Geography In and Around Stalingrad

I wondered what the geography was around Stalingrad.

In Don Cossack country the well kept villages comprised whitewashed cottages with thatched roofs, surrounded by small cherry orchards, willows, and grazing meadows (for the horses) (Beevor, 1999). The Germans saw a marked contrast between these and the dilapidated collective farms.

In the fighting of 26 Jul – 11 Aug 1942 by the 33rd Guards Rifle Division the area is described as having fields (sun flowers are mentioned) and marsh (Beevor, 1999).

Kalach on the Don consisted of small workshops, a dilapidated railway station, and primitive wooden shacks (Beevor, 1999).

The steppe between the Don and Volga was slightly rolling terrain of dry, rough grass, broken by gullies (balkas) (Beevor, 1999).

Stalingrad comprised

  • Wooden houses which were burned to the ground fairly early on in the piece, leaving only their brick chimney’s standing (Beevor, 1999).
  • Tall white apartment blocks (Beevor, 1999). These reminded some Germans of Athens.
  • The worker’s settlements were described as garden cities (Chuikov, 1963). They had the same tall white apartment blocks but also had little houses with corrugated tin roofs – presumably unpainted as they sparkled.
  • Behind the German positions on the Volga in late Aug was a semi-cultivated parkland of oaks, walnut trees, sweet chestnut and oleanders, bordered by allotments of melons, tomatoes, vines and fruit trees (Beevor, 1999). These parklands were quickly shattered by artillery fire.
  • The dust of the ruins was a dun (pale brown) colour – the colour of the bricks used (Beevor, 1999). This covered everything.
  • “Not a house is left standing. There is only a burnt-out wasteland, a wilderness of rubble and ruins which is well-nigh impassable.” (Beevor, 1999, p. 149)
  • “the war move into the jagged gullies of the Volga hills with their copses and ravines, into the factory area of Stalingrad, spread out over uneven, pitted, rugged country, covered in iron, concrete and stone buildings” (Doerr, 1955, cited in Chuikov, 1963, p. 135). Doerr also mentions houses, workshops, water-towers, railway embankments, walls, cellars, and piles of ruins.
  • Shrub covered gullies (Chuikov, 1963).

Sources

Beevor, A. (1999). Stalingrad. Penguin.

Chuikov, V. I. (1963). The Beginning of the Road: The story for the Battle for Stalingrad. Macgibbon and Kee.

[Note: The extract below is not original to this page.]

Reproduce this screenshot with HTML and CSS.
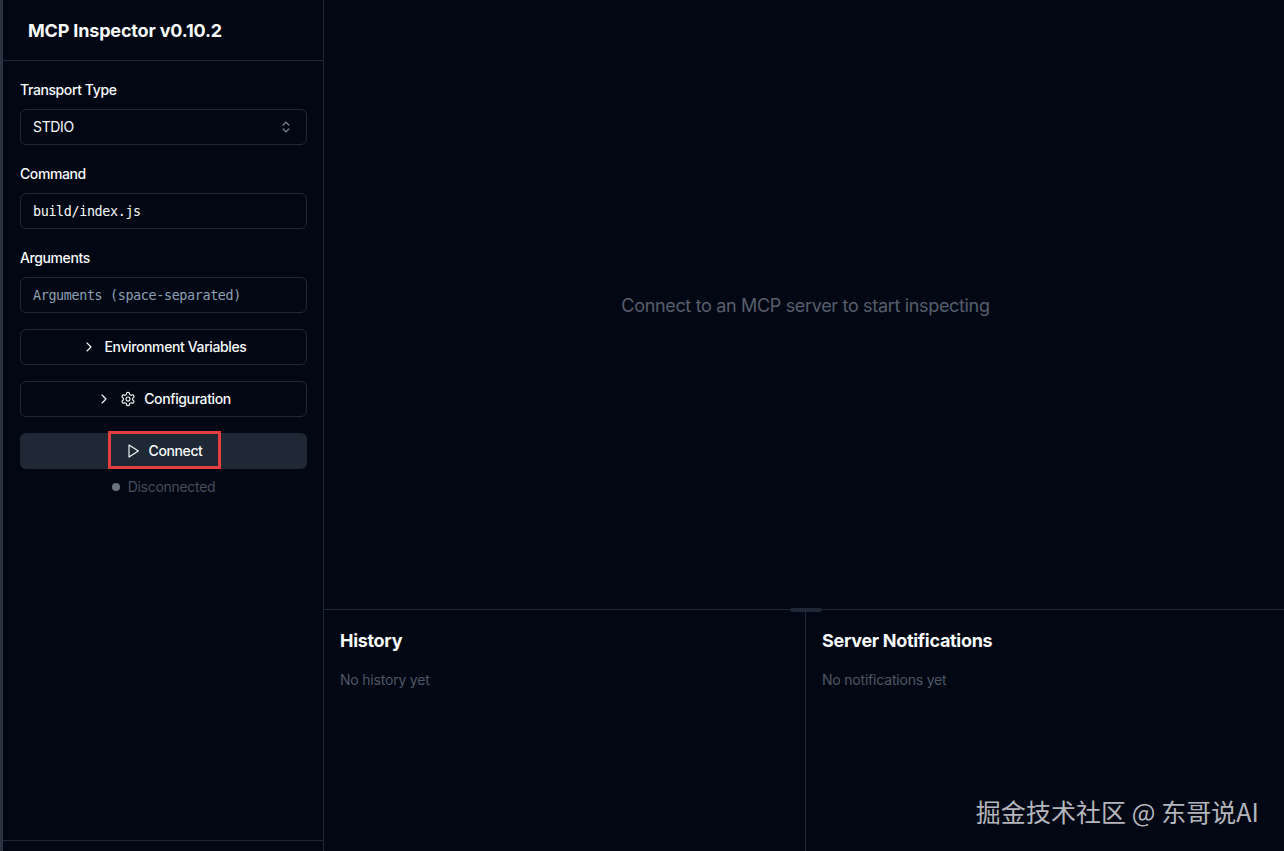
FILE: index.html
```html
<!DOCTYPE html>
<html lang="en">
<head>
<meta charset="utf-8">
<title>MCP Inspector</title>
<link rel="stylesheet" href="styles.css">
</head>
<body>
<div class="app">
  <aside class="sidebar">
    <header class="brand"><h1>MCP Inspector v0.10.2</h1></header>
    <div class="form">
      <div class="field">
        <label>Transport Type</label>
        <div class="control select">
          <span class="txt">STDIO</span>
          <svg class="updown" viewBox="0 0 12 16"><path d="m3.2 10 2.8 2.8 2.8-2.8"/><path d="m3.2 6 2.8-2.8 2.8 2.8"/></svg>
        </div>
      </div>
      <div class="field">
        <label>Command</label>
        <div class="control mono">build/index.js</div>
      </div>
      <div class="field">
        <label>Arguments</label>
        <div class="control mono placeholder">Arguments (space-separated)</div>
      </div>
      <button class="btn outline">
        <svg class="icon" viewBox="0 0 24 24"><path d="m9 18 6-6-6-6"/></svg>
        <span class="txt">Environment Variables</span>
      </button>
      <button class="btn outline">
        <svg class="icon" viewBox="0 0 24 24"><path d="m9 18 6-6-6-6"/></svg>
        <svg class="icon" viewBox="0 0 24 24"><path d="M12.22 2h-.44a2 2 0 0 0-2 2v.18a2 2 0 0 1-1 1.73l-.43.25a2 2 0 0 1-2 0l-.15-.08a2 2 0 0 0-2.73.73l-.22.38a2 2 0 0 0 .73 2.73l.15.1a2 2 0 0 1 1 1.72v.51a2 2 0 0 1-1 1.74l-.15.09a2 2 0 0 0-.73 2.73l.22.38a2 2 0 0 0 2.73.73l.15-.08a2 2 0 0 1 2 0l.43.25a2 2 0 0 1 1 1.73V20a2 2 0 0 0 2 2h.44a2 2 0 0 0 2-2v-.18a2 2 0 0 1 1-1.73l.43-.25a2 2 0 0 1 2 0l.15.08a2 2 0 0 0 2.73-.73l.22-.39a2 2 0 0 0-.73-2.73l-.15-.08a2 2 0 0 1-1-1.74v-.5a2 2 0 0 1 1-1.74l.15-.09a2 2 0 0 0 .73-2.73l-.22-.38a2 2 0 0 0-2.73-.73l-.15.08a2 2 0 0 1-2 0l-.43-.25a2 2 0 0 1-1-1.73V4a2 2 0 0 0-2-2z"/><circle cx="12" cy="12" r="3"/></svg>
        <span class="txt">Configuration</span>
      </button>
      <button class="btn primary">
        <span class="highlight">
          <svg class="icon play" viewBox="0 0 24 24"><path d="M6 3l14 9-14 9z"/></svg>
          <span class="txt">Connect</span>
        </span>
      </button>
      <div class="status"><i class="dot"></i><span class="txt">Disconnected</span></div>
    </div>
    <div class="sidebar-foot"></div>
  </aside>
  <main class="main">
    <section class="stage"><p>Connect to an MCP server to start inspecting</p></section>
    <section class="panels">
      <span class="handle"></span>
      <div class="panel">
        <h2>History</h2>
        <p>No history yet</p>
      </div>
      <div class="panel">
        <h2>Server Notifications</h2>
        <p>No notifications yet</p>
      </div>
      <span class="watermark">掘金技术社区 @ 东哥说AI</span>
    </section>
  </main>
</div>
</body>
</html>
```

FILE: styles.css
```css
* { box-sizing: border-box; }
html, body { margin: 0; height: 100%; }
body {
  background: #020813;
  color: #f8fafc;
  font-family: Inter, "Noto Sans", sans-serif;
  font-size: 14px;
  overflow: hidden;
}
.app {
  display: flex;
  height: 851px;
  border-left: 3px solid #2a3342;
}
.sidebar {
  width: 321px;
  flex: none;
  display: flex;
  flex-direction: column;
  border-right: 1px solid #1e2836;
}
.brand {
  height: 61px;
  flex: none;
  display: flex;
  align-items: center;
  padding: 2px 0 0 25px;
  border-bottom: 1px solid #1e2836;
}
.brand h1 { margin: 0; font-size: 18px; font-weight: 700; line-height: 28px; letter-spacing: -0.17px; }
.form {
  flex: 1;
  padding: 19px 16px 0 17px;
  display: flex;
  flex-direction: column;
  gap: 16px;
}
.field { display: flex; flex-direction: column; gap: 9px; }
.field + .field { margin-top: 3px; }
.field label { font-weight: 450; line-height: 20px; letter-spacing: -0.4px; }
.control {
  height: 36px;
  border: 1px solid #1e2836;
  border-radius: 6px;
  padding: 0 12px;
  display: flex;
  align-items: center;
  justify-content: space-between;
}
.txt { margin-bottom: 2px; }
.select .txt { letter-spacing: -0.35px; }
.mono {
  font-family: "DejaVu Sans Mono", "Liberation Mono", monospace;
  font-size: 13.4px;
  letter-spacing: -0.36px;
}
.placeholder { color: #8fa0b5; }
.updown { width: 12px; height: 16px; margin-right: 2px; fill: none; stroke: #7f8a9a; stroke-width: 1.2; stroke-linecap: round; stroke-linejoin: round; }
.btn {
  height: 36px;
  width: 100%;
  border-radius: 6px;
  font: inherit;
  font-weight: 500;
  letter-spacing: -0.38px;
  color: #f8fafc;
  display: flex;
  align-items: center;
  justify-content: center;
  gap: 8px;
  padding: 0;
  flex: none;
}
.outline { background: #020813; border: 1px solid #1e2836; }
.primary { background: #1e2935; border: 0; }
.icon { width: 16px; height: 16px; fill: none; stroke: currentColor; stroke-width: 1.7; stroke-linecap: round; stroke-linejoin: round; }
.highlight {
  display: flex;
  align-items: center;
  justify-content: center;
  gap: 8px;
  width: 113px;
  height: 38px;
  margin: 0 0 2px 2px;
  padding: 2px 2px 0 0;
  border: 3px solid #e53e3e;
}
.status {
  display: flex;
  align-items: center;
  justify-content: center;
  gap: 8px;
  height: 20px;
  margin-top: -8px;
  color: #464c59;
  letter-spacing: -0.3px;
}
.dot { width: 8px; height: 8px; border-radius: 50%; background: #6b7280; }
.sidebar-foot { height: 11px; flex: none; border-top: 1px solid #1e2836; }
.main { flex: 1; min-width: 0; display: flex; flex-direction: column; }
.stage {
  height: 609px;
  flex: none;
  display: flex;
  align-items: center;
  justify-content: center;
  padding: 1px 0 0 3px;
}
.stage p { margin: 0; font-size: 18px; color: #565e6d; letter-spacing: -0.33px; }
.panels {
  position: relative;
  flex: 1;
  display: grid;
  grid-template-columns: 482px 1fr;
  border-top: 1px solid #1e2836;
}
.handle {
  position: absolute;
  left: 466px;
  top: -2px;
  width: 32px;
  height: 4px;
  border-radius: 2px;
  background: #1e2836;
}
.panel { padding: 16px; }
.panel:first-of-type { border-right: 1px solid #1e2836; }
.panel h2 { margin: 1px 0 0; font-size: 18px; font-weight: 700; line-height: 28px; letter-spacing: -0.3px; }
.panel p { margin: 15px 0 0; font-size: 14px; line-height: 20px; color: #4f5666; letter-spacing: -0.2px; }
.watermark {
  position: absolute;
  right: 25px;
  bottom: 23px;
  font-family: "Noto Sans CJK SC", "Noto Sans", sans-serif;
  font-size: 25px;
  line-height: 34px;
  letter-spacing: 0.06px;
  color: #b5b5bc;
}
```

3 thoughts on “Geography In and Around Stalingrad”

  1. Hi Steven

    I painted my Stalingrad buildings in various pastel colours which may be OK for other Russian cities, but I now realise from pre-war photos that white (maybe with some cream) is more typical. I interpreted the brick colour as red, both from the remains of the Flour Mill and from seeing some reference to “pink dust”. Of course, one man’s red may be another man’s brown, so somewhere in between might be optimum.

    Best wishes

    Richard

    Reply
    • The big apartment buildings were white. Different countries have different standard brick colour. British bricks are, as you know, red. Australian bricks are mostly yellow-brown. I’ve no idea what Russian bricks are. I paint mine red-brown. I’m still struggling with painting the general layer of brown / red-brown / pink dust.

      Reply
  2. I assume bricks were made on site so local clay colour would be crucial. London bricks, for example, are not red but yellow.